Ce que je trouve intéressant, car ce qui m'a semblé se jouer dans cet échange, c'est la naïveté des idéaux de la jeunesse face à l'expérience du monde réel et ses petits arrangements plus ou moins gris.
Si on part de là, il me semble presque, au contraire, plus facile d'avoir des "certitudes" (ou du moins une balance qui penche) envers Tar que pour elle, avec son discours facilement prenable comme pontifiant de prof qui a tout vu tout fait "le vrai monde c'est pas ça", donc quoi, hormis expliquer qu'il faut mettre son idéalisme de côté et accepter d'oublier ses valeurs ?
Ah oui top.

En un sens, cette vidéo bidonnée (partie du film que je trouve extrêmement factice d'ailleurs, peut-être que l'éclairage décrit dans Slate explique le pourquoi du comment, mais elle donne l'impression que tout le monde a filmé ce moment de 9 angles différents, pour finir avec une vidéo plus sur-monté qu'un teaser promo Marvel), c'est justement ce condensé d'incitation à la compromission qui revient au visage de Tar : ses jeux de séduction et de pouvoir, qui la servent autant elle que celles et ceux qui en profitent, qui se font aussi au détriment d'autres personnes, de certaines valeurs, et justement de la sorte de pureté de l'art qu'elle semblerait vouloir promouvoir. On en revient un peu au sketch de Blanche Gardin sur le boulanger prédateur "mais il faisait quand même d'excellentes baguettes".
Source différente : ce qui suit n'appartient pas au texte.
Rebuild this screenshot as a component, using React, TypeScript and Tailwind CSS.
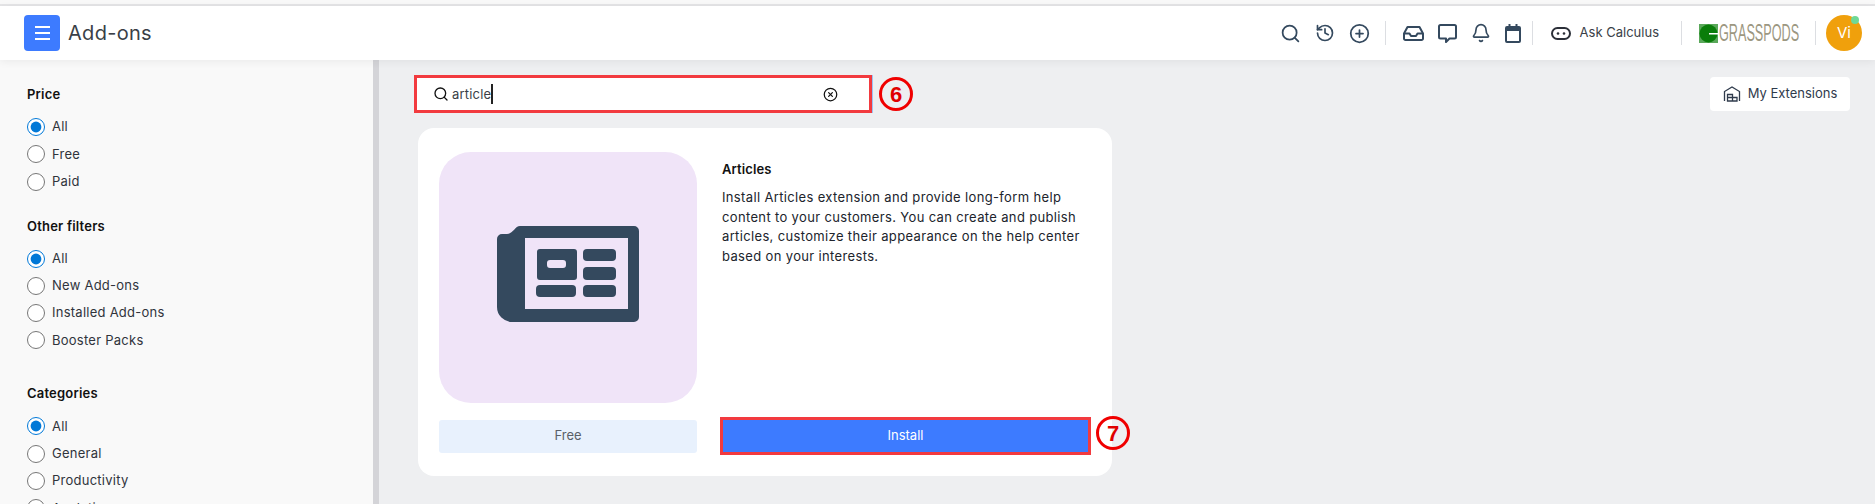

Mais sur le fond, cela me semble au moins autant, voire bien plus, un échange de vieux briscard vs les petits jeunes naïfs que sur la cancel culture (d'ailleurs, Tar n'est finalement pas franchement cancel, sauf à considérer que faire de la musique de JV pour les Asiatiques, là, c'est vraiment un des cercles de L'Enfer Artistique).